Records broken between July and September (Q3) include:

  • Record rooftop solar output in every region, and a 26 per cent increase in total rooftop solar generation compared to the same time in 2020
  • Record levels of wind generation in every region, meeting 14 per cent of total National Electricity Market (NEM) demand
  • Record minimum black coal generation for Q3 (first time it fell below 50 per cent of total output during the Q3 months
  • Record number of negative prices in every region
  • Record minimum Q3 demand for electricity generation in Victoria
  • South Australia had its lowest minimum demand ever recorded, but also hit a Q3 record for maximum demand
  • Tasmania again had the lowest average quarterly wholesale price at $27/MWh, the lowest in any region of the National Electricity Market (NEM) since 2012
  • Queensland had the highest quarterly average at $90/MWh, followed by New South Wales ($88/MWh), Victoria ($64/MWh) and South Australia ($63/MWh)

The quarter featured a record number of negatively priced trading intervals, occurring three times more than in the previous quarter and nearly four times the amount in that same period in 2020, reflecting the impact of record rooftop solar output in every region. 

Prices were negative 25 per cent of the time in South Australian and 20 per cent of the time in Victoria.

In Victoria, minimum demand from the grid hit a record quarterly low of 2,631MW while South Australia hit an all-time low of 265MW.

The cost of maintaining system frequency through contingency Frequency Control Ancillary Services (FCAS) remained high, reaching a Q3 record of $130 million, with local Queensland costs of $71 million being the main driver of this result.

AER Chair, Clare Savage, said the quarterly results provided stark evidence of the pace of market transition.

“These up-and-down results tell the story of a changing market,” Ms Savage said.

“The mix of generation continues to swing towards renewables with almost 1200MW of new wind, battery and solar capacity entering the market in July, August and September.

“We expect more quarterly records to be broken as levels of renewable penetration increase in the NEM.”

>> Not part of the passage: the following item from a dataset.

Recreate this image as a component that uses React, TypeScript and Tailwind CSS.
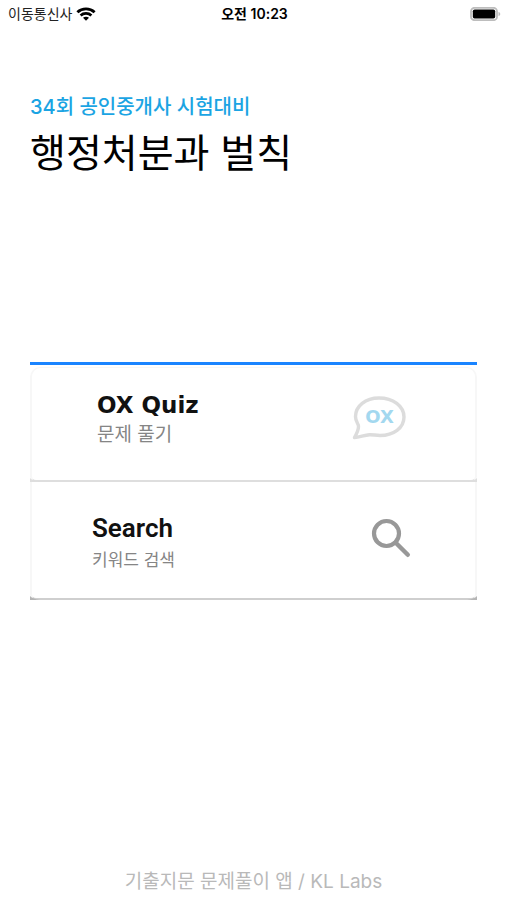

Growing maturity in gas markets

The gas markets experienced unprecedented domestic and international daily price spikes, due to colder July temperatures, supply outages in Victoria, and higher global demand.

Prices jumped above $20/GJ early in July, but in the face of high global prices, they retreated and remained relatively low for the rest of the quarter, averaging between $6.70/GJ and $10/GJ in August and September.

Domestic gas production was at an all-time high and international demand for Australia’s liquified natural gas remains strong with results showing a Q3 record for export volumes.

Ms Savage said increased participation in the spot markets and day ahead auctions indicated a growing maturity of the gas markets.

“Interlinkages between gas and electricity markets also appear to be increasing, with higher prices paid intermittently for auction capacity this quarter, up to a record $1.70/GJ on pipeline routes servicing gas-powered generators,” Ms Savage said. 

The Q3 Wholesale Markets Quarterly includes a special analysis on competition in the gas spot markets, as well as an overview of the introduction of five-minute settlements in the national electricity market.